Gloria effimera

Questa cosa sta diventando un problema e se mi ricordassi di che cosa si tratta sarebbe già qualcosa. Ah, sì: il problema di cui sopra è proprio quello di ricordarsi. Di che cosa? Ma, di tutto! A cominciare dalla ragione per cui si è entrati con tanta decisione in una stanza, certo spinti dalla necessità di provvedere a qualcosa, per scoprire che la consapevolezza di che cosa se ne è andata nel tragitto. Il guaio sarà certamente legato all’età, ma mi accorgo che per il sottoscritto diventa vieppiù difficile trascinare un concetto dalla fase di ideazione a quella di esecuzione. In altre parole, è sempre più difficile, per me, seguire tutti i (tre) passi necessari a progettare di far qualcosa, ricordarsi di volerla fare e, infine, farla.

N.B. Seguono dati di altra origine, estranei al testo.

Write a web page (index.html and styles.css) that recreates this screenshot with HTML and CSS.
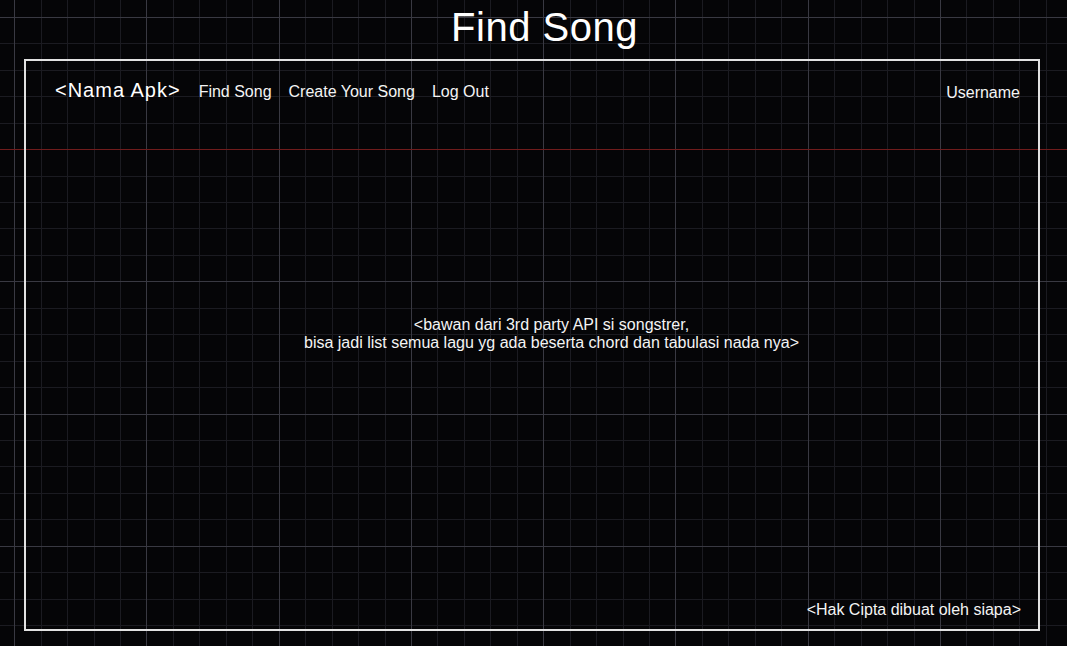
FILE: index.html
```html
<!DOCTYPE html>
<html lang="id">
<head>
<meta charset="utf-8">
<title>Find Song</title>
<link rel="stylesheet" href="styles.css">
</head>
<body>
  <div class="canvas">
    <div class="guide"></div>
    <h1 class="page-title">Find Song</h1>
    <div class="frame">
      <nav class="nav">
        <div class="nav-left">
          <span class="brand">&lt;Nama Apk&gt;</span>
          <a class="nav-link">Find Song</a>
          <a class="nav-link">Create Your Song</a>
          <a class="nav-link">Log Out</a>
        </div>
        <span class="user">Username</span>
      </nav>
      <main class="content">
        <p class="placeholder">&lt;bawan dari 3rd party API si songstrer,<br>bisa jadi list semua lagu yg ada beserta chord dan tabulasi nada nya&gt;</p>
      </main>
      <footer class="footer">&lt;Hak Cipta dibuat oleh siapa&gt;</footer>
    </div>
  </div>
</body>
</html>
```
FILE: styles.css
```css
html, body {
  margin: 0;
  padding: 0;
  height: 100%;
}

body {
  background-color: #050507;
  font-family: "Liberation Sans", Arial, sans-serif;
  color: #ffffff;
  overflow: hidden;
}

.canvas {
  position: relative;
  height: 646px;
  background-color: #050507;
  background-image:
    repeating-linear-gradient(to right, transparent 0 14.2px, #393942 14.2px 15.2px, transparent 15.2px 132.25px),
    repeating-linear-gradient(to bottom, transparent 0 16.8px, #393942 16.8px 17.8px, transparent 17.8px 132.25px),
    repeating-linear-gradient(to right, transparent 0 14.2px, #1b1b21 14.2px 15.2px, transparent 15.2px 26.45px),
    repeating-linear-gradient(to bottom, transparent 0 16.8px, #1b1b21 16.8px 17.8px, transparent 17.8px 26.45px);
  display: flex;
  flex-direction: column;
}

/* red guide line across the drawing canvas */
.guide {
  position: absolute;
  left: 0;
  right: 0;
  top: 149px;
  height: 1px;
  background-color: #701c1c;
}

.page-title {
  margin: 0 0 8px 0;
  padding: 3px 0 0 22px;
  font-size: 40px;
  line-height: 48px;
  font-weight: normal;
  letter-spacing: 0.5px;
  text-align: center;
  color: #ffffff;
}

.frame {
  position: relative;
  margin: 0 27px 0 24px;
  height: 572px;
  box-sizing: border-box;
  border: 2px solid #e2e2e2;
  display: flex;
  flex-direction: column;
}

.nav {
  display: flex;
  justify-content: space-between;
  align-items: flex-start;
  padding: 17px 18px 0 29px;
}

.nav-left {
  display: flex;
  align-items: baseline;
  gap: 17px;
}

.brand {
  font-size: 20px;
  line-height: 24px;
  letter-spacing: 1px;
  color: #ffffff;
  margin-right: 1px;
}

.nav-link {
  font-size: 16px;
  line-height: 20px;
  color: #f4f4f4;
}

.user {
  margin-top: 5px;
  font-size: 16px;
  line-height: 20px;
  color: #f4f4f4;
}

.content {
  flex: 1;
  display: flex;
  align-items: center;
  justify-content: center;
  padding: 0 0 37px 39px;
}

.placeholder {
  margin: 0;
  font-size: 16px;
  line-height: 18px;
  text-align: center;
  color: #f4f4f4;
}

.footer {
  padding: 0 17px 10px 0;
  font-size: 16px;
  line-height: 18px;
  text-align: right;
  color: #f4f4f4;
}
```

Da tempo questa crescente inaffidabilità della memoria breve è fonte di frustrazione e, di tanto in tanto, perfino di vergogna. In qualche raro caso è arrivata a produrre un aneddoto simpatico, un episodio ameno, utile a divertire gli amici durante un convivio. Di recente, ho però notato che il problema si è trasferito a uno stadio superiore, in apparenza meno drammatico ma in realtà, a pensarci bene, parecchio allarmante.

Si nota, questa evenienza, non quando mi dimentico qualcosa, ma quando me ne ricordo. Il portare a compimento un piccolo impegno preso con me stesso nel giro di pochi minuti, mi riempie di soddisfazione: «Ce l’ho fatta!» gongolo, «Questa volta l’ho azzeccata». Una sensazione di effimera gloria che subito si sgonfia alla constatazione più logica: arrabbiarsi per un proposito dimenticato è certo meno grave che esultare per averne conservato uno. Nel primo caso si legge la determinazione, fiera, di rimettersi sulla retta via, quella di una memoria affidabile e funzionale, nella seconda la soddisfazione, un po’ ebete, di constatare che il meccanismo cerebrale, comunque dato per perduto, di tanto in tanto emette ancora segnali di vita. Questo conduce a una conclusione fondamentale e lampante, ma figurarsi se adesso me la ricordo.